Strict Subordination: The Origins of Civil Control of Private Military Power in State Constitutions

by Alden A. Fletcher

The resurgence of private militias claiming the protection of the Second Amendment raises a startling question: is the United States a country without a legal monopoly on the use of force? Perhaps not. The constitutions of forty-eight states contain strict subordination clauses that declare, in one way or another, that “in all cases the military should be under strict subordination to, and governed by, the civil power.” This strict subordination clause has attracted attention as part of efforts to regulate and prohibit private militias, but it has been largely neglected by legal scholarship. As a result, it remains unclear how well this anti-private militia reading of the clause is supported by legal history. This Article begins the necessary work of tracing the historical origins of civil–military “subordination” and its incorporation into the strict subordination clause. The history uncovered in this Article reveals the clause’s roots in English anxieties over the memory of an independent standing army, its connection to the concept of imperium in imperio in the colonists’ protests against British soldiers, and the unsuccessful push to include the clause in the Federal Constitution. Examining this history alongside the clause’s Founding Era meaning and the Founding Generation’s reaction to historical analogs to today’s private militias confirms strong historical support for the anti-private militia reading. Ultimately, the strict subordination clause is a “sleeping giant” in state constitutions.

How the Erosion of U.S. War Powers Constraints Has Undermined International Law Constraints on the Use of Force

by Oona A. Hathaway

The last several decades have witnessed a dramatic decline in the capacity of the U.S. Congress to constrain the president’s unilateral decisions to send the United States to war. That erosion of congressional authority has accelerated since the terrorist attacks of September 11, 2001. Today, Congress’s ability to limit the exercise of presidential decisions to deploy force abroad is highly constrained. Presidents of both parties have expansively interpreted presidential authority to make decisions to use force, and Congress has proven unable or unwilling to insist on playing its formal constitutional role in response. Courts, meanwhile, have stood back and allowed this accretion of power to take place unabated. On the rare occasion that they have been asked to intervene, courts have almost always refused, relying on a variety of justiciability doctrines. As a result, the president today has had unprecedented free reign to decide when, where, and how to deploy armed force on behalf of the United States.  

During the last two decades, one of the most notable trends to result from this largely unbridled presidential power over the decision to go to war is an ever-expanding reliance on the principle of “self-defense.” The reliance on self-defense by the president serves two purposes: It allows the president to paper over weaknesses in the congressional authorizations for use of force with a general reference to the president’s Article II powers to defend the nation.
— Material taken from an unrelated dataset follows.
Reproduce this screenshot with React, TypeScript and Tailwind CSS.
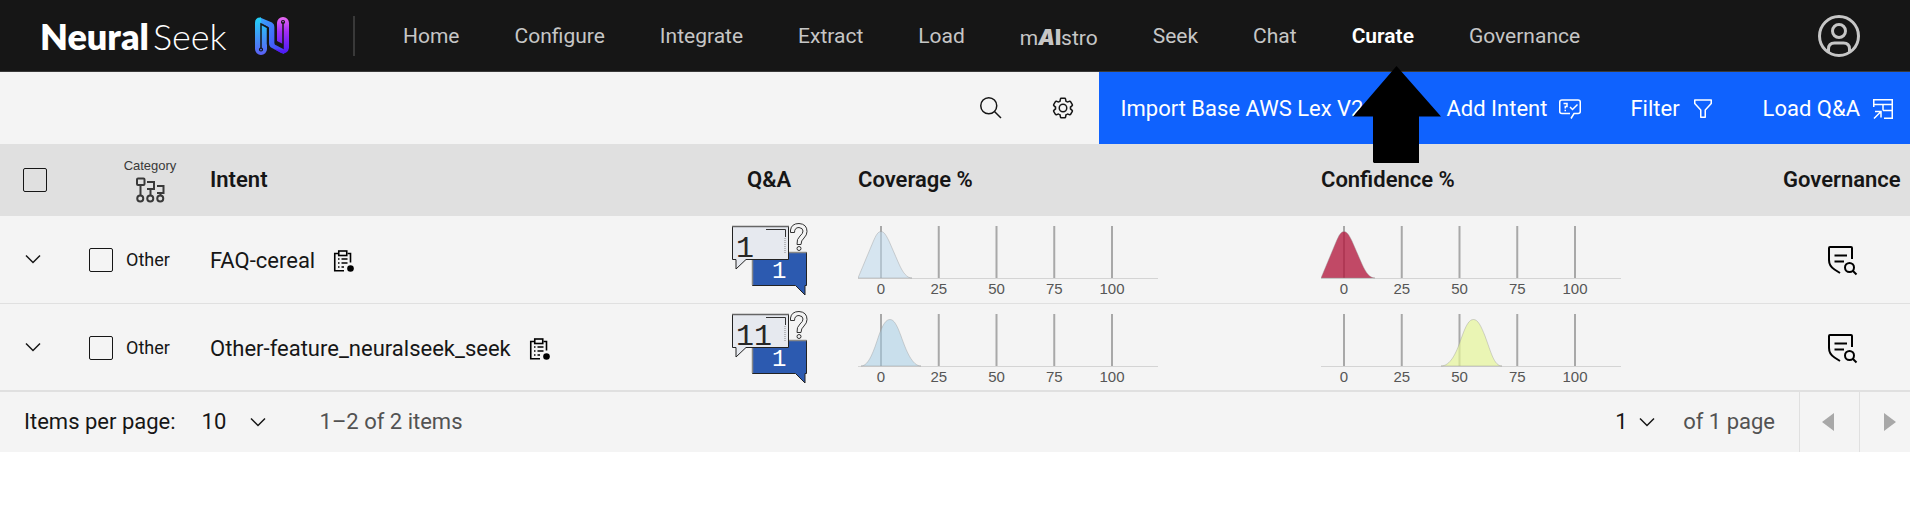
import React from 'react';

const NAV = ['Home', 'Configure', 'Integrate', 'Extract', 'Load', 'mAIstro', 'Seek', 'Chat', 'Curate', 'Governance'];

function LogoMark() {
  return (
    <svg width="36" height="40" viewBox="0 0 36 40" fill="none" aria-hidden="true">
      <defs>
        <linearGradient id="markLeft" x1="0" y1="0" x2="0" y2="1">
          <stop offset="0" stopColor="#22d3f7" />
          <stop offset="1" stopColor="#5b5ff5" />
        </linearGradient>
        <linearGradient id="markRight" x1="0" y1="0" x2="0" y2="1">
          <stop offset="0" stopColor="#e86af0" />
          <stop offset="0.4" stopColor="#a32df5" />
          <stop offset="1" stopColor="#4a1cf5" />
        </linearGradient>
        <linearGradient id="markMid" x1="0" y1="0" x2="1" y2="1">
          <stop offset="0" stopColor="#38a8fb" />
          <stop offset="1" stopColor="#4a35f7" />
        </linearGradient>
      </defs>
      <path d="M6 1.500L18 6.500Q20.500 8 20.500 11V27.500L30 32.500V38L18 32Q15 30.500 15 27V11.500L7 7Z" fill="url(#markMid)" />
      <path d="M1 7Q1 1 7 1.500V7L13 11V33A6 6 0 0 1 1 33Z" fill="url(#markLeft)" />
      <path d="M23 7A6 6 0 0 1 35 7V32A6 6 0 0 1 27 37L20 33L29 34V28L23 25Z" fill="url(#markRight)" />
      <path d="M7 33V8L13.500 11.500V28Q13.500 31 16 33M29 6V32L21.500 28V10" stroke="#161616" strokeWidth="1.500" />
      <circle cx="7" cy="33.500" r="1.500" stroke="#161616" strokeWidth="1.200" />
      <circle cx="29" cy="6" r="1.500" stroke="#161616" strokeWidth="1.200" />
    </svg>
  );
}

function UserIcon() {
  return (
    <svg width="42" height="42" viewBox="0 0 42 42" fill="none" stroke="#c6c6c6" strokeWidth="3" aria-hidden="true">
      <circle cx="21" cy="21" r="19.500" />
      <circle cx="21" cy="16" r="6.500" />
      <path d="M10.500 37V34Q10.500 28 16.500 28H25.500Q31.500 28 31.500 34V37" />
    </svg>
  );
}

function SearchIcon() {
  return (
    <svg width="24" height="24" viewBox="0 0 24 24" fill="none" stroke="#161616" strokeWidth="1.500" aria-hidden="true">
      <circle cx="9.750" cy="9.750" r="8" />
      <path d="M15.500 15.500L22 22" />
    </svg>
  );
}

function GearIcon() {
  return (
    <svg width="24" height="24" viewBox="0 0 32 32" fill="#161616" aria-hidden="true">
      <path d="M27,16.76c0-.25,0-.5,0-.76s0-.51,0-.77l1.92-1.68A2,2,0,0,0,29.3,11L26.94,7a2,2,0,0,0-1.73-1,2,2,0,0,0-.64.1l-2.43.82a11.35,11.35,0,0,0-1.31-.75l-.51-2.52a2,2,0,0,0-2-1.61H13.64a2,2,0,0,0-2,1.61l-.51,2.52a11.48,11.48,0,0,0-1.32.75L7.43,6.06A2,2,0,0,0,6.79,6,2,2,0,0,0,5.06,7L2.7,11a2,2,0,0,0,.41,2.51L5,15.24c0,.25,0,.5,0,.76s0,.51,0,.77L3.11,18.45A2,2,0,0,0,2.7,21L5.06,25a2,2,0,0,0,1.73,1,2,2,0,0,0,.64-.1l2.43-.82a11.35,11.35,0,0,0,1.31.75l.51,2.52a2,2,0,0,0,2,1.61h4.72a2,2,0,0,0,2-1.61l.51-2.52a11.48,11.48,0,0,0,1.32-.75l2.42.82a2,2,0,0,0,.64.1,2,2,0,0,0,1.73-1L29.3,21a2,2,0,0,0-.41-2.51ZM25.21,24l-3.43-1.16a8.86,8.86,0,0,1-2.71,1.57L18.36,28H13.64l-.71-3.55a9.36,9.36,0,0,1-2.7-1.57L6.79,24,4.43,20l2.72-2.4a8.9,8.9,0,0,1,0-3.13L4.43,12,6.79,8l3.43,1.16a8.86,8.86,0,0,1,2.71-1.57L13.64,4h4.72l.71,3.55a9.36,9.36,0,0,1,2.7,1.57L25.21,8,27.57,12l-2.72,2.4a8.9,8.9,0,0,1,0,3.13L27.57,20Z" />
      <path d="M16,22a6,6,0,1,1,6-6A5.94,5.94,0,0,1,16,22Zm0-10a3.91,3.91,0,0,0-4,4,3.91,3.91,0,0,0,4,4,3.91,3.91,0,0,0,4-4A3.91,3.91,0,0,0,16,12Z" />
    </svg>
  );
}

function ImportIcon() {
  return (
    <svg width="24" height="24" viewBox="0 0 24 24" fill="none" stroke="currentColor" strokeWidth="1.500" aria-hidden="true">
      <path d="M12 2V16M6 10L12 16L18 10M3 17V21H21V17" />
    </svg>
  );
}

function AddIntentIcon() {
  return (
    <svg width="24" height="24" viewBox="0 0 24 24" fill="none" stroke="currentColor" strokeWidth="1.500" aria-hidden="true">
      <path d="M13 21.500L16 16.500H20Q22.250 16.500 22.250 14.500V5Q22.250 3 20 3H4Q1.750 3 1.750 5V14.500Q1.750 16.500 4 16.500H12" />
      <path d="M5.500 6.500H9V9.500H7.250V11.500M7.250 12.800V14.200M12 10L14.500 12.500L19.500 7.500" />
    </svg>
  );
}

function FilterIcon() {
  return (
    <svg width="24" height="24" viewBox="0 0 24 24" fill="none" stroke="currentColor" strokeWidth="1.500" aria-hidden="true">
      <path d="M3.750 3H20.250V6.500L14.250 13V20.250H9.750V13L3.750 6.500Z" strokeLinejoin="round" />
    </svg>
  );
}

function LoadIcon() {
  return (
    <svg width="24" height="24" viewBox="0 0 24 24" fill="none" stroke="currentColor" strokeWidth="1.500" aria-hidden="true">
      <path d="M2.750 10V2.750H21.250V21.250H13M2.750 7.500H21.250M12 7.500V13.500M12 13.500H21.250" />
      <path d="M3 21.500L9.500 15M4 14.500H10V20.500" />
    </svg>
  );
}

function CategoryIcon() {
  return (
    <svg width="30" height="26" viewBox="0 0 30 26" fill="none" stroke="#393939" strokeWidth="2" aria-hidden="true">
      <rect x="2" y="1.500" width="7.500" height="6.500" rx="1" />
      <path d="M5.500 8V18M12 5H19V12H12M15.500 12V18M22 9H28.500V16H22M25.500 16V19" />
      <circle cx="5.250" cy="21.500" r="3" />
      <circle cx="15.250" cy="21.500" r="3" />
      <circle cx="25.250" cy="21.500" r="3" />
    </svg>
  );
}

function ClipboardIcon() {
  return (
    <svg width="24" height="24" viewBox="0 0 24 24" fill="none" stroke="#000" strokeWidth="1.600" aria-hidden="true">
      <path d="M7.500 4.500H3.750V21.750H13M16.500 4.500H19.500V13.500" />
      <rect x="7.750" y="2" width="8" height="4.500" />
      <path d="M7 10H8.500M10.500 10H16.500M7 14H8.500M10.500 14H16.500M7 18H8.500M10.500 18H13" />
      <circle cx="19.500" cy="19.500" r="3.300" fill="#000" stroke="none" />
    </svg>
  );
}

function PolicyIcon() {
  return (
    <svg width="32" height="32" viewBox="0 0 32 32" fill="none" stroke="#000" strokeWidth="2" aria-hidden="true">
      <path d="M14 29L8.500 25.500Q3 22 3 16V4Q3 3 4 3H25Q26 3 26 4V15" />
      <path d="M8.500 11.500H21M8.500 17.500H18" />
      <circle cx="23.500" cy="23.500" r="4.500" />
      <path d="M26.500 26.500L30.500 30.500" />
    </svg>
  );
}

function Chevron() {
  return (
    <svg width="24" height="24" viewBox="0 0 24 24" fill="none" stroke="#161616" strokeWidth="1.500" aria-hidden="true">
      <path d="M5 8.500L12 15.500L19 8.500" />
    </svg>
  );
}

function QaBadge({ questions, answers }: { questions: string; answers: string }) {
  return (
    <div className="relative h-[74px] w-[76px]">
      <svg width="76" height="74" viewBox="0 0 76 74" fill="none" aria-hidden="true">
        <path d="M20.500 30.500H74.500V63.500H73V73L63.500 63.500H20.500Z" fill="#2c5ab0" stroke="#222" />
        <path d="M20.500 63V30.500H74.500" stroke="#888" strokeWidth="1.500" />
        <path d="M.500 4.500H56.500V37.500H14L4 47V37.500H.500Z" fill="#e6e9ef" stroke="#222" />
        <path d="M0 4.500H57" stroke="#666" strokeWidth="1.500" />
        <path d="M34 7.500H53.500V15" stroke="#333" />
        <path d="M53 16V31" stroke="#888" strokeDasharray="1 1" />
        <path
          d="M58.500 10.500V8Q59.500 1.500 67 1.500Q75 2 75 9.500Q75 13 72 16Q69 18.500 69 22.500H65Q64.500 17 68 14Q71 11.500 71 9Q71 6 67 5.500Q62.500 5.500 62.500 10.500Z"
          stroke="#333"
        />
        <circle cx="67" cy="26.500" r="2" stroke="#333" />
      </svg>
      <span className="absolute left-1 top-[12px] font-[Liberation_Mono] text-[30px] leading-[30px] text-[#262626]">
        {questions}
      </span>
      <span className="absolute left-10 top-[37px] font-[Liberation_Mono] text-[24px] leading-[26px] text-white">
        {answers}
      </span>
    </div>
  );
}

function DensityChart({ path, fill, label }: { path: string; fill: string; label: string }) {
  return (
    <svg width="300" height="74" viewBox="0 0 300 74" role="img" aria-label={label}>
      {[0, 25, 50, 75, 100].map((t, i) => (
        <g key={t}>
          <path d={`M${23 + i * 57.75} 4V56`} stroke="#a8a8a8" strokeWidth="2" />
          <text x={23 + i * 57.75} y="72" textAnchor="middle" fill="#565656" className="font-[Liberation_Sans] text-[15px]">
            {t}
          </text>
        </g>
      ))}
      <path d="M0 56.500H300" stroke="#d4d4d4" />
      <path d={path} fill={fill} stroke="#999" strokeOpacity="0.400" />
    </svg>
  );
}

const BELL_AT_ZERO = 'M0 56L15 20C18 13 20 9.500 23 9.500C26 9.500 28 13 31 19L41 42C45 51 49 56 54 56Z';

const ROWS = [
  {
    intent: 'FAQ-cereal',
    questions: '1',
    answers: '1',
    coverage: { path: BELL_AT_ZERO, fill: 'rgba(190,216,236,0.55)' },
    confidence: { path: BELL_AT_ZERO, fill: 'rgba(178,24,62,0.78)' },
  },
  {
    intent: 'Other-feature_neuralseek_seek',
    questions: '11',
    answers: '1',
    coverage: {
      path: 'M3 56C11 56 16 40 21 25C25 14 28 9.500 32 9.500C36 9.500 39 15 43 26C48 40 54 56 63 56Z',
      fill: 'rgba(166,206,230,0.55)',
    },
    confidence: {
      path: 'M120 56C129 56 135 44 140 29C145 15 148 9.500 152.500 9.500C157 9.500 160 16 164 26C170 42 173 56 181 56Z',
      fill: 'rgba(230,245,152,0.7)',
    },
  },
];

const CHECK = 'block size-6 appearance-none rounded-[2px] border border-[#161616] bg-transparent checked:bg-[#161616]';

export default function App() {
  return (
    <div className="relative min-w-[1600px] bg-white font-[Roboto,sans-serif] text-[22px] leading-7 text-[#161616]">
      <header className="flex h-[72px] items-center border-b border-[#393939] bg-[#161616] text-[#c6c6c6]">
        <a href="#home" className="flex items-center pl-10 text-white">
          <span className="w-[214px] whitespace-nowrap font-[Lato] text-[36px] leading-10">
            <b className="font-extrabold">Neural</b>
            <span className="pl-1 font-light">Seek</span>
          </span>
          <LogoMark />
        </a>
        <nav className="ml-[63px] flex flex-1 items-center gap-[55px] border-l-2 border-[#393939] py-1 pl-12 text-[21px]">
          {NAV.map((n) => (
            <a
              key={n}
              href={'#' + n.toLowerCase()}
              aria-current={n === 'Curate' ? 'page' : undefined}
              className={n === 'Curate' ? 'font-semibold text-white' : ''}
            >
              {n === 'mAIstro' ? (
                <span className="block pt-1">
                  m
                  <b className="font-[Inter] font-black">
                    <i>A</i>I
                  </b>
                  stro
                </span>
              ) : (
                n
              )}
            </a>
          ))}
        </nav>
        <button type="button" aria-label="Account" className="mr-[50px]">
          <UserIcon />
        </button>
      </header>

      <div className="flex h-[72px] items-stretch justify-end bg-[#f4f4f4]">
        <button type="button" aria-label="Search" className="grid w-[72px] place-items-center">
          <SearchIcon />
        </button>
        <button type="button" aria-label="Settings" className="grid w-[72px] place-items-center">
          <GearIcon />
        </button>
        <div className="flex items-center gap-12 bg-[#0f62fe] pl-[22px] pr-[15px] pt-px text-white">
          {[
            { label: 'Import Base AWS Lex V2', icon: <ImportIcon /> },
            { label: 'Add Intent', icon: <AddIntentIcon /> },
            { label: 'Filter', icon: <FilterIcon /> },
            { label: 'Load Q&A', icon: <LoadIcon /> },
          ].map((a) => (
            <button key={a.label} type="button" className="flex items-center gap-[11px] whitespace-nowrap">
              {a.label}
              {a.icon}
            </button>
          ))}
        </div>
      </div>

      <table className="w-full table-fixed border-collapse bg-[#f4f4f4] text-left">
        <colgroup>
          <col className="w-[89px]" />
          <col className="w-[37px]" />
          <col className="w-[84px]" />
          <col className="w-[522px]" />
          <col className="w-[126px]" />
          <col className="w-[463px]" />
          <col />
          <col className="w-[135px]" />
        </colgroup>
        <thead>
          <tr className="h-[72px] bg-[#e0e0e0]">
            <th className="pl-[23px]">
              <input type="checkbox" aria-label="Select all rows" className={CHECK} />
            </th>
            <th />
            <th>
              <span className="flex w-12 flex-col items-center gap-0.5 font-[Liberation_Sans] text-[13px] font-normal leading-[18px] text-[#393939]">
                Category
                <CategoryIcon />
              </span>
            </th>
            <th className="font-semibold">Intent</th>
            <th className="pl-[15px] font-semibold">Q&amp;A</th>
            <th className="font-semibold">Coverage %</th>
            <th className="font-semibold">Confidence %</th>
            <th className="pl-2 font-semibold">Governance</th>
          </tr>
        </thead>
        <tbody>
          {ROWS.map((r) => (
            <tr key={r.intent} className="h-[87px] border-b border-[#e0e0e0]">
              <td className="pl-[21px]">
                <button type="button" aria-label={'Expand ' + r.intent} className="block">
                  <Chevron />
                </button>
              </td>
              <td className="pt-0.5">
                <input type="checkbox" aria-label={'Select ' + r.intent} className={CHECK} />
              </td>
              <td className="pt-0.5 text-[18px]">Other</td>
              <td className="pt-1">
                <span className="flex items-center gap-4">
                  {r.intent}
                  <ClipboardIcon />
                </span>
              </td>
              <td>
                <QaBadge questions={r.questions} answers={r.answers} />
              </td>
              <td>
                <DensityChart {...r.coverage} label="Coverage distribution" />
              </td>
              <td>
                <DensityChart {...r.confidence} label="Confidence distribution" />
              </td>
              <td className="pl-[51px] pt-0.5">
                <button type="button" aria-label={'Review ' + r.intent} className="block">
                  <PolicyIcon />
                </button>
              </td>
            </tr>
          ))}
        </tbody>
      </table>

      <footer className="flex h-[61px] items-stretch border-t border-[#e0e0e0] bg-[#f4f4f4]">
        <div className="flex items-center pl-6">
          <label htmlFor="page-size">Items per page:</label>
          <span className="relative ml-[26px] flex items-center">
            <select id="page-size" defaultValue="10" className="w-[68px] appearance-none bg-transparent">
              <option>10</option>
            </select>
            <span className="pointer-events-none absolute right-0">
              <Chevron />
            </span>
          </span>
          <span className="ml-[50px] text-[#525252]">1–2 of 2 items</span>
        </div>
        <div className="ml-auto flex items-center">
          <span className="relative flex items-center">
            <select aria-label="Page number" defaultValue="1" className="w-11 appearance-none bg-transparent">
              <option>1</option>
            </select>
            <span className="pointer-events-none absolute right-0">
              <Chevron />
            </span>
          </span>
          <span className="ml-6 mr-6 text-[#525252]">of 1 page</span>
        </div>
        <button type="button" disabled aria-label="Previous page" className="flex w-[60px] items-center border-l border-[#e0e0e0] pl-[22px]">
          <svg width="12" height="18" viewBox="0 0 12 18" fill="#a8a8a8" aria-hidden="true">
            <path d="M12 0V18L0 9Z" />
          </svg>
        </button>
        <button type="button" disabled aria-label="Next page" className="flex w-[51px] items-center border-l border-[#e0e0e0] pl-6">
          <svg width="12" height="18" viewBox="0 0 12 18" fill="#a8a8a8" aria-hidden="true">
            <path d="M0 0V18L12 9Z" />
          </svg>
        </button>
      </footer>

      <svg
        className="pointer-events-none absolute left-[1353px] top-[66px]"
        width="88"
        height="97"
        viewBox="0 0 88 97"
        fill="#000"
        aria-hidden="true"
      >
        <path d="M43.500 0L88 50.500H66V97H21L20 96V50.500H0Z" />
      </svg>
    </div>
  );
}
It also allows the president to make claims that sound in the register of international law—specifically the Article 51 self-defense exception to the United Nations Charter’s general prohibition on unilateral resort to force by states.

This Article argues that these ever-expanding claims to act in “self-defense” have had the effect, perhaps unintended, of eroding the international law prohibition on the use of force—and not just for the United States. The prohibition on the unilateral resort to force by states under the 1945 UN Charter was designed to be highly restrictive, undergirding the creation of a new legal order in which might no longer made right. Article 51 offered a very limited exception to states to resort to force without Security Council authorization in cases where a state had come under an “armed attack.” Enabled by the loose limits on presidential war powers, the United States has gradually expanded its claims to self-defense under Article 51. The consequence has been not only erosion of congressional authority, but also erosion of the international law limits on unilateral resort to force. After all, the United States, which drafted the UN Charter and holds one of five permanent seats on the UN Security Council, has played an outsized role in the creation and evolution of international law during the entire postwar era. Hence, whenever the United States makes novel or marginal claims to the right to use force under international law in “self-defense” or “collective self-defense” under Article 51, it offers up arguments to other states who may wish to capitalize on the legal space that the United States’ claims create. In this way, the erosion of U.S. law constraining unilateral presidential war power has had a direct effect—and a corrosive one—on the international law constraining the use of force under the United Nations Charter.

The essay begins in Part I by documenting the erosion of U.S. constitutional constraints on the power of the president to wage war. Part II examines the impact of this erosion on interpretations of Article 51 of the United Nations Charter—which provides that states may respond in self-defense or collective self-defense to an armed attack. Part III concludes by calling on Congress to reassert its war powers—not simply to defend its proper constitutional role but also to stem the erosion of international legal limits on the use of armed force.